A 30-year-old somebody else.
Suddenly that funny handsome history teacher didn’t seem like just a history teacher.
He felt like a rival.
“I can compete with my other seniors,” I thought to myself, “But I can’t compete with that!” The deck, some deck, I didn’t even know what deck, seemed stacked.
But as Scarlet made it clear that she was in love with him now, and didn’t care who knew it, I went through the stages of grief.
Denial, of course. “This is too surreal to be happening!”
Anger. “I’m writing a letter to the principal!”
Depression. “Every sad song on the radio is about my life!”
And finally, acceptance. I graduated, single, and threw myself into a summer job and prepping for Freshman year of college.
Scarlet graduated, too, and Mr. Zagreb resigned from our school district and started at another. They stayed a couple, and not too long after:
They got married.
Repeat the “surreal!”
8.
Yes, my ex-girlfriend Scarlet Flynn married our high school history teacher not too long after our class graduated in 1973.
They stayed married, too, as far as I know, over the years, had kids, I think, looked happy when I saw rare photos of them.
(It was easier to blissfully lose track of people before the internet.)
I’m finally remembering that hot-but-suddenly-halted romance with Scarlet half of a century later, not out of “setting the record straight” or “settling a score.”
I write not out of old wounds.
I write out of gratitude.
I’m grateful to Scarlet — for many things.

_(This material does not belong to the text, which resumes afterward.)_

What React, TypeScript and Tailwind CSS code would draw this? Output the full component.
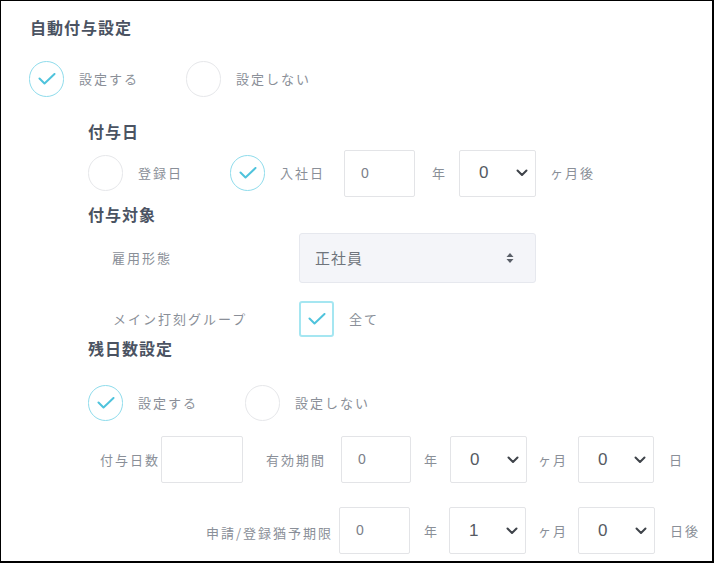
import React from "react";

const font = { fontFamily: '"Noto Sans CJK JP", "Liberation Sans", sans-serif' };

const Check = () => (
  <svg width="18" height="12" viewBox="0 0 18 12" fill="none">
    <polyline points="1.5,5.5 6.5,10.5 16.5,1" stroke="#4fc3dc" strokeWidth="2" strokeLinecap="round" strokeLinejoin="round" />
  </svg>
);

const Radio = ({ checked, label, width }: { checked?: boolean; label: string; width: string }) => (
  <div className={`flex items-center ${width}`}>
    <div
      className={`w-[35px] h-[36px] rounded-full border-[1.5px] flex items-center justify-center shrink-0 ${
        checked ? "border-[#8fdcec]" : "border-[#e6e7ea]"
      }`}
    >
      {checked && <Check />}
    </div>
    <span className="ml-[15px] text-[13px] tracking-[2px] text-[#8a8f98]">{label}</span>
  </div>
);

const Input = ({ value, width }: { value?: string; width: string }) => (
  <div className={`${width} h-[47px] border border-[#e3e4e7] rounded-[2px] flex items-center pl-[16px] text-[14px] text-[#7b8089]`} style={{ fontFamily: '"Liberation Sans", sans-serif' }}>
    {value}
  </div>
);

const Select = ({ value, width }: { value: string; width: string }) => (
  <div className={`${width} h-[47px] border border-[#e3e4e7] rounded-[2px] flex items-center justify-between pl-[19px] pr-[7px] text-[17px] text-[#555a63]`} style={{ fontFamily: '"Liberation Sans", sans-serif' }}>
    <span>{value}</span>
    <svg width="12" height="8" viewBox="0 0 12 8" fill="none">
      <polyline points="1.5,1.5 6,6 10.5,1.5" stroke="#3f434a" strokeWidth="2" strokeLinecap="round" strokeLinejoin="round" />
    </svg>
  </div>
);

const Label = ({ children, className = "" }: { children: React.ReactNode; className?: string }) => (
  <span className={`text-[13px] tracking-[2px] text-[#8a8f98] ${className}`}>{children}</span>
);

const Heading = ({ children, className = "" }: { children: React.ReactNode; className?: string }) => (
  <div className={`h-[20px] flex items-center text-[16px] font-bold tracking-[1px] text-[#4b5362] ${className}`}>{children}</div>
);

export default function App() {
  return (
    <div className="w-[714px] h-[563px] bg-white border-l border-t border-r-2 border-b-2 border-black overflow-hidden pl-[28px] pt-[16px]" style={font}>
      <Heading className="ml-[1px]">自動付与設定</Heading>

      <div className="flex mt-[24px]">
        <Radio checked label="設定する" width="w-[157px]" />
        <Radio label="設定しない" width="w-[160px]" />
      </div>

      <div className="ml-[59px]">
        <Heading className="mt-[24px]">付与日</Heading>

        <div className="flex items-center h-[46px] mt-[9px]">
          <Radio label="登録日" width="w-[142px]" />
          <Radio checked label="入社日" width="w-[114px]" />
          <Input value="0" width="w-[71px]" />
          <Label className="ml-[17px]">年</Label>
          <div className="ml-[12px]"><Select value="0" width="w-[77px]" /></div>
          <Label className="ml-[14px]">ヶ月後</Label>
        </div>

        <Heading className="mt-[8px]">付与対象</Heading>

        <div className="flex items-center mt-[9px]">
          <Label className="ml-[24px] w-[187px]">雇用形態</Label>
          <div className="w-[237px] h-[50px] bg-[#f4f5f9] border border-[#e6e8ee] rounded-[3px] flex items-center justify-between pl-[15px] pr-[21px]">
            <span className="text-[15px] tracking-[1px] text-[#6f747c]">正社員</span>
            <svg width="8" height="12" viewBox="0 0 8 12">
              <polygon points="4,1 7.5,5 0.5,5" fill="#5a5f68" />
              <polygon points="0.5,7 7.5,7 4,11" fill="#5a5f68" />
            </svg>
          </div>
        </div>

        <div className="flex items-center mt-[18px]">
          <Label className="ml-[25px] w-[186px]">メイン打刻グループ</Label>
          <div className="w-[35px] h-[36px] border-2 border-[#a5e6f1] rounded-[3px] flex items-center justify-center">
            <Check />
          </div>
          <Label className="ml-[15px]">全て</Label>
        </div>

        <Heading className="mt-[1px]">残日数設定</Heading>

        <div className="flex mt-[27px]">
          <Radio checked label="設定する" width="w-[157px]" />
          <Radio label="設定しない" width="w-[160px]" />
        </div>

        <div className="flex items-center mt-[15px]">
          <Label className="ml-[12px] w-[61px]">付与日数</Label>
          <Input width="w-[82px]" />
          <Label className="ml-[23px] w-[75px]">有効期間</Label>
          <Input value="0" width="w-[70px]" />
          <Label className="ml-[13px]">年</Label>
          <div className="ml-[11px]"><Select value="0" width="w-[77px]" /></div>
          <Label className="ml-[11px]">ヶ月</Label>
          <div className="ml-[10px]"><Select value="0" width="w-[76px]" /></div>
          <Label className="ml-[15px]">日</Label>
        </div>

        <div className="flex items-center mt-[24px]">
          <div className="w-[251px] text-right pr-[6px]">
            <Label>申請/登録猶予期限</Label>
          </div>
          <Input value="0" width="w-[71px]" />
          <Label className="ml-[14px]">年</Label>
          <div className="ml-[10px]"><Select value="1" width="w-[77px]" /></div>
          <Label className="ml-[12px]">ヶ月</Label>
          <div className="ml-[10px]"><Select value="0" width="w-[77px]" /></div>
          <Label className="ml-[15px]">日後</Label>
        </div>
      </div>
    </div>
  );
}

For being the first of great girls to actually go for me, and for helping us get our “early love learning curve” out of the way.
(Let’s just say, when college did start, soon after, I was better prepared.)
I’m grateful for our early 1970s political writing and advocacy: we stood for something, when we finally stood up.
And I’m grateful for the memories of that red rush of young love, that red blush of young cheeks, those red scrapes on young knees.
It was the shade that colored that crazy semester.
My semester of Scarlet.
Gratitude for the ones who got away is something that sustains me to this day!